Work to do
Quote the listing in full, exactly as given, minus any pictures.

Dataset section
★ ★ ★ ★ ★

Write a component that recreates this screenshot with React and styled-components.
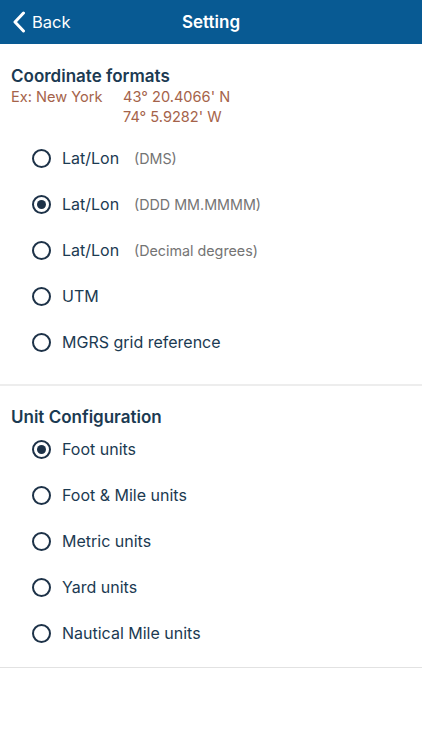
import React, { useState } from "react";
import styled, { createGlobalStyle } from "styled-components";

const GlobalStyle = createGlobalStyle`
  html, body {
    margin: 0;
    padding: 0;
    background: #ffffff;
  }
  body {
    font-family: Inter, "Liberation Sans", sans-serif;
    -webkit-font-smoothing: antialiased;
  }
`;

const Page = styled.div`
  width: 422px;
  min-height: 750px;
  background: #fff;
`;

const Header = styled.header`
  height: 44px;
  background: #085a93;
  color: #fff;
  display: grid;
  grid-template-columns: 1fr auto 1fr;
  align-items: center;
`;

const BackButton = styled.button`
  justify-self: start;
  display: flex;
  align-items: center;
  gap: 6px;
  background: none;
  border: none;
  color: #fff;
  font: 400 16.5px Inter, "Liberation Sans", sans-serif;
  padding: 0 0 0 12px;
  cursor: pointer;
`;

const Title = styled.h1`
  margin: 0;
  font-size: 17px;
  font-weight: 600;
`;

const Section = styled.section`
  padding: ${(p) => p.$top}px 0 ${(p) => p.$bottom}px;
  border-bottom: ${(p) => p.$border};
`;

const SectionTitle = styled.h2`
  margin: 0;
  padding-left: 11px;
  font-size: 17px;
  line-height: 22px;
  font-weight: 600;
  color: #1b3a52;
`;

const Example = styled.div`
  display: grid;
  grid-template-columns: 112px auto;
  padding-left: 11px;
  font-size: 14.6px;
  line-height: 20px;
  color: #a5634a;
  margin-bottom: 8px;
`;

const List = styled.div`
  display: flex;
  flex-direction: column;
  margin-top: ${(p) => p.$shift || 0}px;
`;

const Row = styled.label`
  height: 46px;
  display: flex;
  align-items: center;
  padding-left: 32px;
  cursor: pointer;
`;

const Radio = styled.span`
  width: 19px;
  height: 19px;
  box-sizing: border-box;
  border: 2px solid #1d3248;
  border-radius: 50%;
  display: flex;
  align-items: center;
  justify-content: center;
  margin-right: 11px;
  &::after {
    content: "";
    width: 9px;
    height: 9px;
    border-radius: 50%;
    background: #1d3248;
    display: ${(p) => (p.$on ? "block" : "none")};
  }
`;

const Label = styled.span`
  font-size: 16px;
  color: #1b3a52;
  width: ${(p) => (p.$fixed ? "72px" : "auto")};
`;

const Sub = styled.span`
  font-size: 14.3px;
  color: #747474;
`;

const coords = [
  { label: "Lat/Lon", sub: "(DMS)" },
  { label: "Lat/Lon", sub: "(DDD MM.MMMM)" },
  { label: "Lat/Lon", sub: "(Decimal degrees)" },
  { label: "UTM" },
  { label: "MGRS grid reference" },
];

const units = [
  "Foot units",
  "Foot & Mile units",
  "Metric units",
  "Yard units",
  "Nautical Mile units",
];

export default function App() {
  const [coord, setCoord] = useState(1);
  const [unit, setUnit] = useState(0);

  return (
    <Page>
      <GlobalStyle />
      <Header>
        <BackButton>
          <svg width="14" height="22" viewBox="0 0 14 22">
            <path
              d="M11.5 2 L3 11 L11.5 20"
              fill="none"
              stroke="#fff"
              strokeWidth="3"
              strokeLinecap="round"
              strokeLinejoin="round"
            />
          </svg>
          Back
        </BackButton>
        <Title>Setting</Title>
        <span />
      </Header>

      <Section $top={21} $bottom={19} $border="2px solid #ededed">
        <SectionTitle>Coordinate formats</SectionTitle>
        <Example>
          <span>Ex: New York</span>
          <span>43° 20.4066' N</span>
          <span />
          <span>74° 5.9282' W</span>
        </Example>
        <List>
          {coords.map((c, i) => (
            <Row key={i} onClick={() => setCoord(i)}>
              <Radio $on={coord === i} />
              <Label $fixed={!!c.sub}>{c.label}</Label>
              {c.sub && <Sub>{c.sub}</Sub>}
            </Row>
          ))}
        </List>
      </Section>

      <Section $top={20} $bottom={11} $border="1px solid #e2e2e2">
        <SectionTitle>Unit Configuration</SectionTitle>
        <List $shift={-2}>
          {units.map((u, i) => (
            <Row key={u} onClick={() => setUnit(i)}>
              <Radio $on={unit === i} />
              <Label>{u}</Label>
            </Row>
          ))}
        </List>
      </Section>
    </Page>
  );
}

★ ★ ★ ★ ★

Result below
Write a component that recreates this screenshot with React and styled-components.
import React, { useState } from "react";
import styled, { createGlobalStyle } from "styled-components";

const GlobalStyle = createGlobalStyle`
  html, body {
    margin: 0;
    padding: 0;
    background: #ffffff;
  }
  body {
    font-family: Inter, "Liberation Sans", sans-serif;
    -webkit-font-smoothing: antialiased;
  }
`;

const Page = styled.div`
  width: 422px;
  min-height: 750px;
  background: #fff;
`;

const Header = styled.header`
  height: 44px;
  background: #085a93;
  color: #fff;
  display: grid;
  grid-template-columns: 1fr auto 1fr;
  align-items: center;
`;

const BackButton = styled.button`
  justify-self: start;
  display: flex;
  align-items: center;
  gap: 6px;
  background: none;
  border: none;
  color: #fff;
  font: 400 16.5px Inter, "Liberation Sans", sans-serif;
  padding: 0 0 0 12px;
  cursor: pointer;
`;

const Title = styled.h1`
  margin: 0;
  font-size: 17px;
  font-weight: 600;
`;

const Section = styled.section`
  padding: ${(p) => p.$top}px 0 ${(p) => p.$bottom}px;
  border-bottom: ${(p) => p.$border};
`;

const SectionTitle = styled.h2`
  margin: 0;
  padding-left: 11px;
  font-size: 17px;
  line-height: 22px;
  font-weight: 600;
  color: #1b3a52;
`;

const Example = styled.div`
  display: grid;
  grid-template-columns: 112px auto;
  padding-left: 11px;
  font-size: 14.6px;
  line-height: 20px;
  color: #a5634a;
  margin-bottom: 8px;
`;

const List = styled.div`
  display: flex;
  flex-direction: column;
  margin-top: ${(p) => p.$shift || 0}px;
`;

const Row = styled.label`
  height: 46px;
  display: flex;
  align-items: center;
  padding-left: 32px;
  cursor: pointer;
`;

const Radio = styled.span`
  width: 19px;
  height: 19px;
  box-sizing: border-box;
  border: 2px solid #1d3248;
  border-radius: 50%;
  display: flex;
  align-items: center;
  justify-content: center;
  margin-right: 11px;
  &::after {
    content: "";
    width: 9px;
    height: 9px;
    border-radius: 50%;
    background: #1d3248;
    display: ${(p) => (p.$on ? "block" : "none")};
  }
`;

const Label = styled.span`
  font-size: 16px;
  color: #1b3a52;
  width: ${(p) => (p.$fixed ? "72px" : "auto")};
`;

const Sub = styled.span`
  font-size: 14.3px;
  color: #747474;
`;

const coords = [
  { label: "Lat/Lon", sub: "(DMS)" },
  { label: "Lat/Lon", sub: "(DDD MM.MMMM)" },
  { label: "Lat/Lon", sub: "(Decimal degrees)" },
  { label: "UTM" },
  { label: "MGRS grid reference" },
];

const units = [
  "Foot units",
  "Foot & Mile units",
  "Metric units",
  "Yard units",
  "Nautical Mile units",
];

export default function App() {
  const [coord, setCoord] = useState(1);
  const [unit, setUnit] = useState(0);

  return (
    <Page>
      <GlobalStyle />
      <Header>
        <BackButton>
          <svg width="14" height="22" viewBox="0 0 14 22">
            <path
              d="M11.5 2 L3 11 L11.5 20"
              fill="none"
              stroke="#fff"
              strokeWidth="3"
              strokeLinecap="round"
              strokeLinejoin="round"
            />
          </svg>
          Back
        </BackButton>
        <Title>Setting</Title>
        <span />
      </Header>

      <Section $top={21} $bottom={19} $border="2px solid #ededed">
        <SectionTitle>Coordinate formats</SectionTitle>
        <Example>
          <span>Ex: New York</span>
          <span>43° 20.4066' N</span>
          <span />
          <span>74° 5.9282' W</span>
        </Example>
        <List>
          {coords.map((c, i) => (
            <Row key={i} onClick={() => setCoord(i)}>
              <Radio $on={coord === i} />
              <Label $fixed={!!c.sub}>{c.label}</Label>
              {c.sub && <Sub>{c.sub}</Sub>}
            </Row>
          ))}
        </List>
      </Section>

      <Section $top={20} $bottom={11} $border="1px solid #e2e2e2">
        <SectionTitle>Unit Configuration</SectionTitle>
        <List $shift={-2}>
          {units.map((u, i) => (
            <Row key={u} onClick={() => setUnit(i)}>
              <Radio $on={unit === i} />
              <Label>{u}</Label>
            </Row>
          ))}
        </List>
      </Section>
    </Page>
  );
}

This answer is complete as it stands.